• [Given problem]: Where a line contains the word "React", copy that line in full.
## begin
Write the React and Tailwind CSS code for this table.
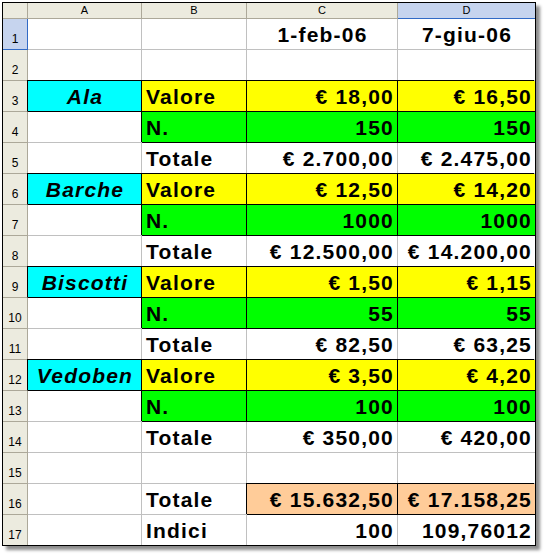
import React from "react";

const rows = [
  { n: 1, c: "1-feb-06", d: "7-giu-06", head: true },
  { n: 2 },
  { n: 3, a: "Ala", b: "Valore", c: "€ 18,00", d: "€ 16,50", fill: "yellow" },
  { n: 4, b: "N.", c: "150", d: "150", fill: "green" },
  { n: 5, b: "Totale", c: "€ 2.700,00", d: "€ 2.475,00" },
  { n: 6, a: "Barche", b: "Valore", c: "€ 12,50", d: "€ 14,20", fill: "yellow" },
  { n: 7, b: "N.", c: "1000", d: "1000", fill: "green" },
  { n: 8, b: "Totale", c: "€ 12.500,00", d: "€ 14.200,00" },
  { n: 9, a: "Biscotti", b: "Valore", c: "€ 1,50", d: "€ 1,15", fill: "yellow" },
  { n: 10, b: "N.", c: "55", d: "55", fill: "green" },
  { n: 11, b: "Totale", c: "€ 82,50", d: "€ 63,25" },
  { n: 12, a: "Vedoben", b: "Valore", c: "€ 3,50", d: "€ 4,20", fill: "yellow" },
  { n: 13, b: "N.", c: "100", d: "100", fill: "green" },
  { n: 14, b: "Totale", c: "€ 350,00", d: "€ 420,00" },
  { n: 15 },
  { n: 16, b: "Totale", c: "€ 15.632,50", d: "€ 17.158,25", fill: "orange", onlyCD: true },
  { n: 17, b: "Indici", c: "100", d: "109,76012" },
];

const fills = {
  yellow: "bg-[#ffff00] border-black shadow-[-1px_-1px_0_0_#000]",
  green: "bg-[#00ff00] border-black shadow-[-1px_-1px_0_0_#000]",
  orange: "bg-[#ffcc99] border-black shadow-[-1px_-1px_0_0_#000]",
  cyan: "bg-[#00ffff] border-black shadow-[-1px_-1px_0_0_#000]",
};

function Cell({ children, fill, align = "right", last, lastRow, italic }) {
  const alignCls =
    align === "left"
      ? "justify-start pl-[4px]"
      : align === "center"
      ? "justify-center pl-[1px]"
      : "justify-end pr-[3px]";
  return (
    <div
      className={`flex items-end pb-[2px] text-[21px] leading-[24px] font-bold tracking-[1.2px] whitespace-nowrap overflow-hidden ${alignCls} ${
        last ? "" : "border-r"
      } ${lastRow ? "" : "border-b"} ${fill ? fills[fill] : "border-[#c0c0c0] bg-white"} ${
        italic ? "italic" : ""
      }`}
    >
      {children}
    </div>
  );
}

export default function App() {
  return (
    <div className="w-[544px] h-[554px] bg-white pl-[2px] pt-[2px] font-['Liberation_Sans',Arial,sans-serif] text-black">
      <div className="grid grid-cols-[25px_114px_105px_151px_137px] grid-rows-[16px_repeat(16,31px)_30px] w-[534px] border border-black shadow-[4px_4px_3px_rgba(0,0,0,0.45)] bg-white">
        <div className="bg-[#ecebdf] border-r border-b border-[#aca899]" />
        {["A", "B", "C"].map((l) => (
          <div
            key={l}
            className="bg-[#ecebdf] border-r border-b border-[#aca899] flex items-center justify-center text-[11px] leading-none"
          >
            {l}
          </div>
        ))}
        <div className="bg-[#c6d4ee] border-b border-[#316ac5] flex items-center justify-center text-[11px] leading-none">
          D
        </div>

        {rows.map((r) => {
          const lastRow = r.n === 17;
          return (
            <React.Fragment key={r.n}>
              <div
                className={`flex items-end justify-center pb-[4px] text-[12px] leading-none ${
                  r.n === 1
                    ? "bg-[#c6d4ee] border-r border-b border-[#316ac5]"
                    : `bg-[#ecebdf] ${lastRow ? "" : "border-b"} ${
                        r.a ? "border-r border-r-black border-b-[#aca899]" : "border-r border-[#aca899]"
                      }`
                }`}
              >
                {r.n}
              </div>
              <Cell align="center" italic fill={r.a ? "cyan" : undefined} lastRow={lastRow}>
                {r.a}
              </Cell>
              <Cell align="left" fill={r.onlyCD ? undefined : r.fill} lastRow={lastRow}>
                {r.b}
              </Cell>
              <Cell align={r.head ? "center" : "right"} fill={r.fill} lastRow={lastRow}>
                {r.c}
              </Cell>
              <Cell align={r.head ? "center" : "right"} fill={r.fill} last lastRow={lastRow}>
                {r.d}
              </Cell>
            </React.Fragment>
          );
        })}
      </div>
    </div>
  );
}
## end
• [Finished task]:
Write the React and Tailwind CSS code for this table.
import React from "react";
            <React.Fragment key={r.n}>
            </React.Fragment>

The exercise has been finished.